Records with interface code
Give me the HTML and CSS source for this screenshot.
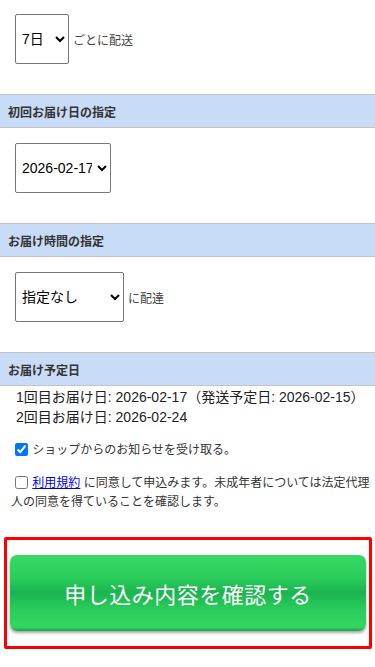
FILE: index.html
```html
<!DOCTYPE html>
<html lang="ja">
<head>
<meta charset="utf-8">
<meta name="viewport" content="width=device-width, initial-scale=1">
<link rel="stylesheet" href="styles.css">
</head>
<body>
<div class="field first">
  <select class="sel sel-interval"><option>7日</option><option>14日</option></select>
  <span class="suffix">ごとに配送</span>
</div>
<div class="head">初回お届け日の指定</div>
<div class="field">
  <select class="sel sel-date"><option>2026-02-17</option></select>
</div>
<div class="head">お届け時間の指定</div>
<div class="field">
  <select class="sel sel-time"><option>指定なし</option><option>午前中</option></select>
  <span class="suffix">に配達</span>
</div>
<div class="head">お届け予定日</div>
<div class="schedule">
  <p class="line">1回目お届け日: 2026-02-17（発送予定日: 2026-02-15）</p>
  <p class="line">2回目お届け日: 2026-02-24</p>
</div>
<div class="checks">
  <label class="check"><input type="checkbox" checked> ショップからのお知らせを受け取る。</label>
  <label class="check terms"><input type="checkbox"> <a href="#">利用規約</a> に同意して申込みます。未成年者については法定代理人の同意を得ていることを確認します。</label>
</div>
<div class="submit-frame">
  <button class="submit" type="button">申し込み内容を確認する</button>
</div>
</body>
</html>
```
FILE: styles.css
```css
html, body {
  margin: 0;
  padding: 0;
  background: #fff;
}
body {
  font-family: "Liberation Sans", "Noto Sans CJK JP", sans-serif;
  color: #333;
  width: 375px;
}
.field {
  display: flex;
  align-items: center;
  gap: 4px;
  padding: 15px 15px 30px;
}
.field.first {
  padding-top: 14px;
}
.sel {
  height: 50px;
  font-family: "Liberation Sans", "Noto Sans CJK JP", sans-serif;
  font-size: 14px;
  color: #000;
  background: #fff;
  border: 1px solid #767676;
  border-radius: 2px;
  padding: 0 2px;
  margin: 0;
}
.sel-interval { width: 54px; }
.sel-date { width: 96px; }
.sel-time { width: 109px; }
.suffix {
  font-size: 12px;
  color: #444;
}
.head {
  height: 32px;
  display: flex;
  align-items: center;
  padding-left: 8px;
  background: #c9dcf7;
  border-top: 1px solid #c4c4c4;
  border-bottom: 1px solid #c4c4c4;
  font-size: 12px;
  font-weight: bold;
  color: #333;
}
.schedule {
  padding: 1px 15px 0 16px;
}
.line {
  margin: 0;
  font-size: 14px;
  line-height: 20px;
  color: #222;
  white-space: nowrap;
}
.checks {
  padding: 14px 4px 0 11px;
  display: flex;
  flex-direction: column;
  gap: 14px;
}
.check {
  display: block;
  font-size: 12px;
  line-height: 19px;
  color: #333;
}
.check input {
  margin: 0 1px 0 4px;
  width: 13px;
  height: 13px;
  vertical-align: -2px;
}
.check a {
  color: #0000ee;
  text-decoration: underline;
}
.submit-frame {
  margin: 25px 3px 0 4px;
  border: 3px solid #ff0000;
  border-radius: 2px;
  padding: 15px 3px 15px;
}
.submit {
  display: block;
  width: 100%;
  height: 76px;
  border: none;
  border-radius: 7px;
  background: linear-gradient(to bottom, #38d864 0%, #2bcd5b 30%, #1ab450 50%, #2bcd5b 72%, #35d660 95%, #1e9f48 100%);
  box-shadow: 0 2px 3px rgba(0,0,0,0.35);
  color: #fff;
  font-family: "Noto Sans CJK JP", sans-serif;
  font-size: 22px;
  letter-spacing: 0.5px;
  padding: 0;
}
```
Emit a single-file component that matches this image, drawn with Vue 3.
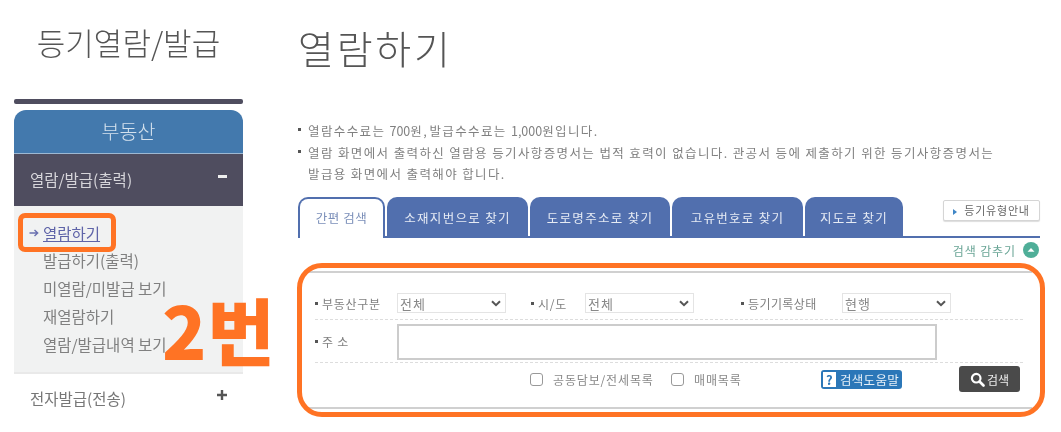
<script setup>
const items = ['발급하기(출력)', '미열람/미발급 보기', '재열람하기', '열람/발급내역 보기']
const tabs = [
  { label: '소재지번으로 찾기', w: 141 },
  { label: '도로명주소로 찾기', w: 140 },
  { label: '고유번호로 찾기', w: 131 },
  { label: '지도로 찾기', w: 98 },
]
</script>

<template>
  <div class="page">
    <aside class="side">
      <h2 class="side-title">등기열람/발급</h2>
      <div class="side-rule"></div>
      <div class="side-head">부동산</div>
      <div class="group open"><span>열람/발급(출력)</span><i class="minus"></i></div>
      <ul class="sub">
        <li class="current">
          <svg class="arrow" width="10" height="8" viewBox="0 0 10 8"><path d="M0.5 4H8.5M5.5 1 8.7 4 5.5 7" fill="none" stroke="#6a70b0" stroke-width="1.4" /></svg>
          <a>열람하기</a>
        </li>
        <li v-for="t in items" :key="t">{{ t }}</li>
      </ul>
      <div class="group closed"><span>전자발급(전송)</span><svg class="plus" width="10" height="10" viewBox="0 0 10 10"><path d="M5 0V10M0 5H10" stroke="#555" stroke-width="2.4" /></svg></div>
    </aside>

    <main class="main">
      <h1 class="title">열람하기</h1>
      <ul class="notes">
        <li>열람수수료는 <span class="num">700</span>원<span class="num">, </span>발급수수료는 <span class="num">1,000</span>원입니다.</li>
        <li>열람 화면에서 출력하신 열람용 등기사항증명서는 법적 효력이 없습니다. 관공서 등에 제출하기 위한 등기사항증명서는<br />발급용 화면에서 출력해야 합니다.</li>
      </ul>

      <div class="tabbar">
        <div class="tab active">간편 검색</div>
        <div v-for="t in tabs" :key="t.label" class="tab" :style="{ width: t.w + 'px' }">{{ t.label }}</div>
        <button class="guide"><i class="tri"></i>등기유형안내</button>
      </div>

      <div class="hide-row">
        <span>검색 감추기</span>
        <svg width="16" height="16" viewBox="0 0 16 16"><circle cx="8" cy="8" r="8" fill="#4fae98" /><path d="M4.5 9.8 8 6l3.5 3.8z" fill="#fff" /></svg>
      </div>

      <section class="panel">
        <div class="row r1">
          <label class="lb l1">부동산구분</label>
          <select class="sel"><option>전체</option></select>
          <label class="lb l2">시/도</label>
          <select class="sel"><option>전체</option></select>
          <label class="lb l3">등기기록상태</label>
          <select class="sel"><option>현행</option></select>
        </div>
        <div class="row r2">
          <label class="lb l1">주 소</label>
          <input class="addr" type="text" />
        </div>
        <div class="r3">
          <span class="cb"></span><span class="cbt t1">공동담보/전세목록</span>
          <span class="cb"></span><span class="cbt t2">매매목록</span>
          <span class="help"><b>?</b>검색도움말</span>
          <button class="search">
            <svg width="15" height="15" viewBox="0 0 15 15"><circle cx="6.2" cy="6.2" r="4.3" fill="none" stroke="#fff" stroke-width="2.2" /><path d="M9.5 9.5 13.5 13.5" stroke="#fff" stroke-width="2.6" stroke-linecap="round" /></svg>검색
          </button>
        </div>
      </section>
    </main>

    <div class="mark box"></div>
    <div class="mark panel-ring"></div>
    <div class="mark big">2번</div>
  </div>
</template>

<style>
html, body { margin: 0; background: #fff; overflow: hidden; }
</style>

<style scoped>
.page {
  position: relative;
  width: 1061px;
  height: 432px;
  overflow: hidden;
  display: flex;
  padding-left: 14px;
  box-sizing: border-box;
  font-family: "Noto Sans CJK KR", "Noto Sans", sans-serif;
  color: #666;
  background: #fff;
  filter: blur(0.55px);
}
.side { width: 229px; flex: none; }
.side-title {
  margin: 0;
  height: 99px;
  padding-top: 20px;
  box-sizing: border-box;
  text-align: center;
  font-size: 31px;
  line-height: 44px;
  font-weight: 300;
  color: #555;
}
.side-rule { height: 5px; background: #4f4d5f; border-radius: 2px; margin-bottom: 6px; }
.side-head {
  height: 43px;
  line-height: 42px;
  background: #4379ad;
  color: #d5e2ee;
  border-radius: 12px 12px 0 0;
  text-align: center;
  font-size: 19.5px;
  font-weight: 300;
  border-bottom: 1px solid #9db8d2;
}
.group {
  display: flex;
  justify-content: space-between;
  align-items: center;
  padding: 0 16px 0 16px;
  font-size: 15.5px;
}
.group.open { height: 52px; padding-bottom: 2px; box-sizing: border-box; background: #4f4d5f; color: #d6d5da; }
.group.closed { height: 50px; padding-bottom: 2px; box-sizing: border-box; color: #777; }
.minus { width: 9px; height: 3px; background: #eee; margin-top: -6px; }
.plus { margin-top: -6px; }
.sub {
  list-style: none;
  margin: 0;
  height: 168px;
  padding: 14px 0 0 29px;
  box-sizing: border-box;
  background: #f1f2f2;
  border-bottom: 2px solid #e9e9e9;
  font-size: 15.5px;
  line-height: 28px;
  color: #808080;
}
.current { margin-left: -14px; color: #5f64a8; line-height: 26px; display: flex; align-items: center; }
.arrow { width: 10px; margin: 0 4px 0 0; flex: none; }
.current a { text-decoration: underline; font-size: 15.5px; }

.main { width: 742px; margin-left: 55px; flex: none; }
.title {
  margin: 0;
  height: 118px;
  padding-top: 20px;
  box-sizing: border-box;
  font-size: 39px;
  line-height: 54px;
  font-weight: 300;
  letter-spacing: 2.8px;
  color: #555;
}
.notes {
  list-style: none;
  margin: 0;
  padding: 2px 0 0 10px;
  height: 79px;
  box-sizing: border-box;
  font-size: 12.5px;
  line-height: 21.5px;
  letter-spacing: 1.38px;
  color: #808080;
  white-space: nowrap;
}
.num { letter-spacing: 0; }
.notes li { position: relative; }
.notes li::before {
  content: "";
  position: absolute;
  left: -10px;
  top: 8px;
  width: 3px;
  height: 3px;
  background: #555;
}
.tabbar {
  display: flex;
  gap: 2px;
  height: 41px;
  box-sizing: border-box;
  border-bottom: 2px solid #516fae;
  align-items: flex-end;
  position: relative;
}
.tab {
  height: 41px;
  margin-bottom: -2px;
  box-sizing: border-box;
  background: #516fae;
  color: #e6ebf4;
  border-radius: 10px 10px 0 0;
  font-size: 12.5px;
  letter-spacing: 1.3px;
  line-height: 41px;
  text-align: center;
}
.tab.active {
  width: 87px;
  background: #fff;
  color: #7b8fb9;
  border: 2px solid #516fae;
  border-bottom: 0;
  line-height: 37px;
  letter-spacing: 0.5px;
}
.guide {
  margin-left: auto;
  align-self: flex-start;
  margin-top: 3px;
  width: 97px;
  height: 21px;
  padding: 0;
  background: #fff;
  border: 1px solid #d5d5d5;
  border-radius: 2px;
  font: 400 11px/19px "Noto Sans CJK KR", sans-serif;
  letter-spacing: 0.8px;
  color: #666;
  box-shadow: 0 1px 1px #ddd;
}
.tri {
  display: inline-block;
  border-left: 4px solid #3f86c6;
  border-top: 3px solid transparent;
  border-bottom: 3px solid transparent;
  margin-right: 7px;
}
.hide-row {
  display: flex;
  justify-content: flex-end;
  align-items: center;
  gap: 7px;
  height: 26px;
  padding: 0 1px 2px 0;
  box-sizing: border-box;
  font-size: 12px;
  letter-spacing: 0.9px;
  color: #6aa596;
}
.panel {
  margin: 7px 0 0 9px;
  width: 725px;
  height: 138px;
  box-sizing: border-box;
  border-top: 2px solid #d0d0d0;
  border-bottom: 2px solid #d0d0d0;
  padding-top: 20px;
}
.row {
  display: flex;
  align-items: center;
  margin: 0 9px 0 8px;
  box-sizing: border-box;
  border-bottom: 1px dashed #ddd;
  font-size: 12px;
}
.r1 { height: 27px; padding-bottom: 6px; }
.r2 { height: 43px; padding-top: 1px; }
.lb { position: relative; color: #808080; letter-spacing: 0.7px; flex: none; padding-left: 7px; box-sizing: border-box; }
.lb::before {
  content: "";
  position: absolute;
  left: 0;
  top: 7px;
  width: 3px;
  height: 3px;
  background: #555;
}
.l1 { width: 82px; }
.l2 { width: 54px; margin-left: 25px; }
.l3 { width: 101px; margin-left: 47px; letter-spacing: 0.4px; }
.sel {
  appearance: none;
  width: 109px;
  height: 20px;
  padding: 0 0 0 2px;
  border: 1.5px solid #e4e4e4;
  background: #fff url("data:image/svg+xml,%3Csvg xmlns='http://www.w3.org/2000/svg' width='10' height='7'%3E%3Cpath d='M1 1.2 5 5.2 9 1.2' fill='none' stroke='%23555' stroke-width='2'/%3E%3C/svg%3E") no-repeat right 4px center;
  font: 400 13px "Noto Sans CJK KR", sans-serif;
  letter-spacing: 1px;
  color: #888;
  border-radius: 0;
  outline: 0;
}
.addr {
  width: 540px;
  height: 36px;
  box-sizing: border-box;
  border: 2px solid #ccc;
  padding: 0;
  outline: 0;
  background: #fff;
}
.r3 {
  display: flex;
  align-items: center;
  height: 32px;
  padding-left: 223px;
  font-size: 12px;
  letter-spacing: 0.85px;
  color: #888;
}
.cb {
  width: 13px;
  height: 13px;
  box-sizing: border-box;
  border: 1.5px solid #999;
  border-radius: 3px;
  flex: none;
}
.cbt { margin-left: 10px; flex: none; }
.t1 { width: 118px; }
.t2 { width: 127px; }
.help {
  display: inline-flex;
  align-items: center;
  width: 81px;
  height: 19px;
  box-sizing: border-box;
  padding-left: 2px;
  gap: 4px;
  background: #2b77b8;
  border-radius: 3px;
  color: #e6f0f8;
  font-size: 12.5px;
  letter-spacing: 0.3px;
  flex: none;
}
.help b {
  width: 13px;
  height: 15px;
  background: #fff;
  color: #2b77b8;
  font-size: 13px;
  line-height: 15px;
  text-align: center;
}
.search {
  display: flex;
  align-items: center;
  justify-content: center;
  gap: 2px;
  margin-left: 57px;
  width: 61px;
  height: 26px;
  padding: 0;
  border: 0;
  border-radius: 3px;
  background: #4a4a4a;
  color: #eee;
  font: 400 12px "Noto Sans CJK KR", sans-serif;
  flex: none;
}
.mark { position: absolute; pointer-events: none; }
.box {
  left: 18px;
  top: 213px;
  width: 98px;
  height: 39px;
  box-sizing: border-box;
  border: 5px solid #ff7324;
  border-radius: 7px;
}
.panel-ring {
  left: 297px;
  top: 263px;
  width: 748px;
  height: 154px;
  box-sizing: border-box;
  border: 5px solid #ff7324;
  border-radius: 25px;
}
.big {
  left: 162px;
  top: 283px;
  font-size: 73px;
  line-height: 90px;
  font-weight: 900;
  color: #ff7324;
  letter-spacing: 1px;
}
</style>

WHAT YOU NEED TO DO =
List all lines holding the string "image".

WRITTEN RESPONSE =
Emit a single-file component that matches this image, drawn with Vue 3.
  background: #fff url("data:image/svg+xml,%3Csvg xmlns='http://www.w3.org/2000/svg' width='10' height='7'%3E%3Cpath d='M1 1.2 5 5.2 9 1.2' fill='none' stroke='%23555' stroke-width='2'/%3E%3C/svg%3E") no-repeat right 4px center;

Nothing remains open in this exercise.